Das OLG bescheinigte zwar, dass die analoge Anwendung dieser Gesetzesstelle „rechtlich nicht gedeckt“ sei. Somit handelten offenbar auch andere Ankläger in anderen Causen rechtsirrig. Aber: Amtsmissbrauch begeht nur, wer seine Befugnis wissentlich missbraucht. Diese Wissentlichkeit gelte es laut OLG zu beweisen, will man den Ankläger anklagen.

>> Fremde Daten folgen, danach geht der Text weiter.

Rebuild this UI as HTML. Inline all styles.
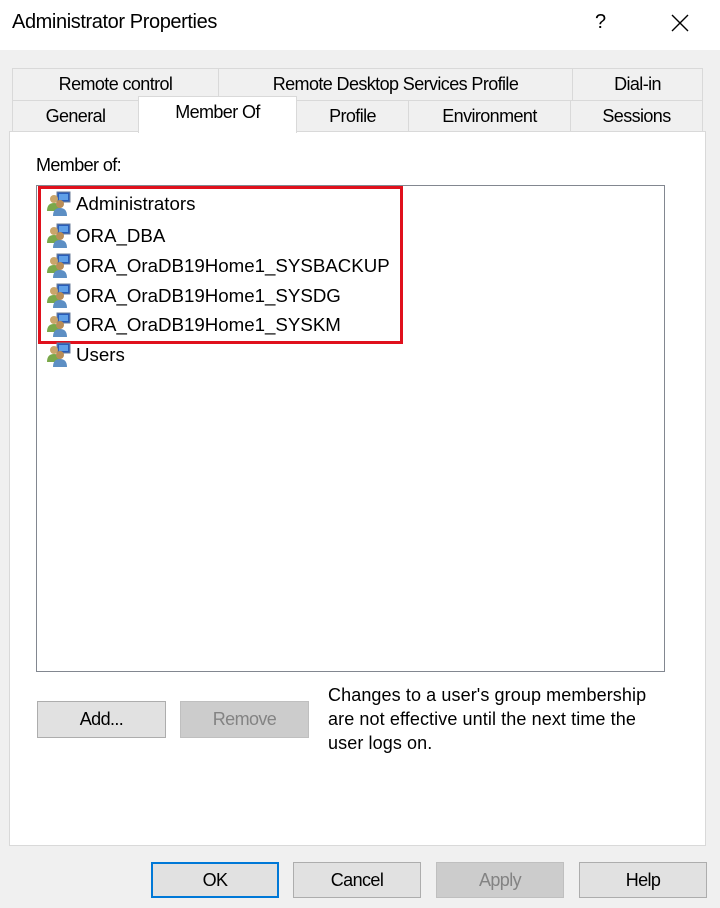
<!DOCTYPE html>
<html><head><meta charset="utf-8"><style>
*{margin:0;padding:0;box-sizing:border-box}
body{width:720px;height:908px;background:#f0f0f0;font-family:"Liberation Sans",sans-serif;color:#000;position:relative;overflow:hidden}
.a{position:absolute;white-space:nowrap}
.t{font-size:18px;letter-spacing:-0.6px}
.tab{position:absolute;background:#f0f0f0;border:1px solid #d9d9d9;display:flex;align-items:center;justify-content:center;font-size:18px;letter-spacing:-0.6px}
.btn{position:absolute;background:#e1e1e1;border:1px solid #adadad;display:flex;align-items:center;justify-content:center;font-size:18px;letter-spacing:-0.6px}
.dis{background:#cccccc;border-color:#bfbfbf;color:#838383}
.item{position:absolute;left:46px;display:flex;align-items:center;font-size:18.7px;letter-spacing:0px;height:28px}
.item svg{margin-right:4px}
</style></head><body>
<div class="a" style="left:0;top:0;width:720px;height:50px;background:#fff"></div>
<div class="a" style="left:12px;top:11px;font-size:20px;letter-spacing:-0.4px">Administrator Properties</div>
<div class="a" style="left:595px;top:11px;font-size:20px">?</div>
<svg class="a" style="left:670px;top:13px" width="20" height="20"><path d="M2 2L18 18M18 2L2 18" stroke="#000" stroke-width="1.4"/></svg>

<div class="tab" style="left:12px;top:68px;width:207px;height:33px">Remote control</div>
<div class="tab" style="left:218px;top:68px;width:355px;height:33px">Remote Desktop Services Profile</div>
<div class="tab" style="left:572px;top:68px;width:131px;height:33px">Dial-in</div>
<div class="a" style="left:9px;top:131px;width:697px;height:715px;background:#fff;border:1px solid #d9d9d9"></div>
<div class="tab" style="left:12px;top:100px;width:127px;height:32px">General</div>
<div class="tab" style="left:296px;top:100px;width:113px;height:32px">Profile</div>
<div class="tab" style="left:408px;top:100px;width:163px;height:32px">Environment</div>
<div class="tab" style="left:570px;top:100px;width:133px;height:32px">Sessions</div>
<div class="tab" style="left:138px;top:96px;width:159px;height:37px;background:#fff;border-bottom:none;align-items:flex-start;padding-top:5px">Member Of</div>

<div class="a t" style="left:36px;top:155px">Member of:</div>
<div class="a" style="left:36px;top:185px;width:629px;height:487px;border:1px solid #828790;background:#fff"></div>
<div class="a" style="left:38px;top:186px;width:365px;height:158px;border:3px solid #e0101c"></div>

<svg width="0" height="0" style="position:absolute"><defs><g id="ic">
<rect x="11" y="1" width="13" height="10" fill="#2a5db8" stroke="#6d7f9a"/>
<rect x="13" y="3" width="9" height="6" fill="#5fa0e8"/>
<circle cx="8" cy="8" r="4" fill="#c9a56a"/><path d="M1 20Q1 12 8 12Q15 12 15 20Z" fill="#7aa84a"/>
<circle cx="14" cy="13" r="4" fill="#b98d57"/><path d="M7 25Q7 17 14 17Q21 17 21 25Z" fill="#5d8fc4"/>
</g></defs></svg>

<div class="item" style="top:190px"><svg width="26" height="26"><use href="#ic"/></svg>Administrators</div>
<div class="item" style="top:222px"><svg width="26" height="26"><use href="#ic"/></svg>ORA_DBA</div>
<div class="item" style="top:252px"><svg width="26" height="26"><use href="#ic"/></svg>ORA_OraDB19Home1_SYSBACKUP</div>
<div class="item" style="top:282px"><svg width="26" height="26"><use href="#ic"/></svg>ORA_OraDB19Home1_SYSDG</div>
<div class="item" style="top:311px"><svg width="26" height="26"><use href="#ic"/></svg>ORA_OraDB19Home1_SYSKM</div>
<div class="item" style="top:341px"><svg width="26" height="26"><use href="#ic"/></svg>Users</div>

<div class="btn" style="left:37px;top:701px;width:129px;height:37px">Add...</div>
<div class="btn dis" style="left:180px;top:701px;width:129px;height:37px">Remove</div>
<div class="a" style="left:328px;top:683px;line-height:24px;font-size:18px;letter-spacing:0.1px">Changes to a user's group membership<br>are not effective until the next time the<br>user logs on.</div>

<div class="btn" style="left:151px;top:862px;width:128px;height:36px;border:2px solid #0078d7">OK</div>
<div class="btn" style="left:293px;top:862px;width:128px;height:36px">Cancel</div>
<div class="btn dis" style="left:436px;top:862px;width:128px;height:36px">Apply</div>
<div class="btn" style="left:579px;top:862px;width:128px;height:36px">Help</div>
</body></html>
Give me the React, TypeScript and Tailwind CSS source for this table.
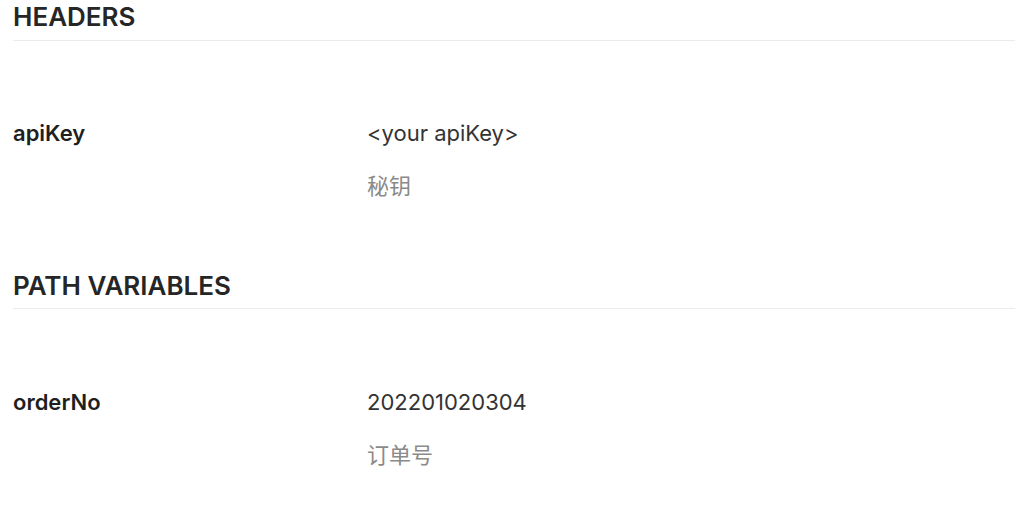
const sections = [
  {
    title: "HEADERS",
    rows: [{ name: "apiKey", value: "<your apiKey>", desc: "秘钥" }],
  },
  {
    title: "PATH VARIABLES",
    rows: [{ name: "orderNo", value: "202201020304", desc: "订单号" }],
  },
];

export default function App() {
  return (
    <div
      className="min-h-[513px] bg-white pl-[13px] pr-[9px] pt-[1px] text-[#2b2b2b]"
      style={{ fontFamily: 'Inter, "Noto Sans CJK SC", sans-serif' }}
    >
      {sections.map((s, i) => (
        <section key={s.title} className={i > 0 ? "mt-[68px]" : ""}>
          <h2
            className={`border-b border-[#ebebeb] text-[26px] font-semibold leading-[32px] text-[#262626] ${
              i > 0 ? "pb-[6px]" : "pb-[7px]"
            }`}
          >
            {s.title}
          </h2>
          {s.rows.map((r) => (
            <div key={r.name} className={`${i > 0 ? "mt-[77px]" : "mt-[76px]"} flex`}>
              <div className="w-[354px] shrink-0 text-[22px] font-semibold leading-[32px] text-[#1f1f1f]">
                {r.name}
              </div>
              <div className="flex flex-col gap-[21px]">
                <div className="text-[22px] leading-[32px] text-[#333333]">{r.value}</div>
                <div className="text-[22px] leading-[32px] text-[#8a8a8a]">{r.desc}</div>
              </div>
            </div>
          ))}
        </section>
      ))}
    </div>
  );
}
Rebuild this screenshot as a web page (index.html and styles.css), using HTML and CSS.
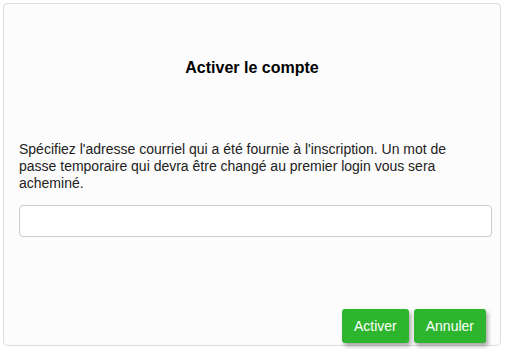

„Wenn es stimmt, was der Staatsanwalt sagt, dann wurde das analoge Heranziehen dieses Paragrafen jahrelang geduldet. Und ja: Wenn das stimmt, dann handelt es sich um strukturellen Amtsmissbrauch“, ärgert sich Anwalt Manfred Ainedter. Er vertritt Grasser im Verfahren gegen den Staatsanwalt. Dem Ex-Finanzminister kommt in eben diesem Verfahren die Rolle des Opfers zu.
Übrigens: Ein anderer Vorwurf gegen den Ankläger (Nicht-Enthebung eines befreundeten Sachverständigen) wurde per OLG-Entscheidung endgültig begraben.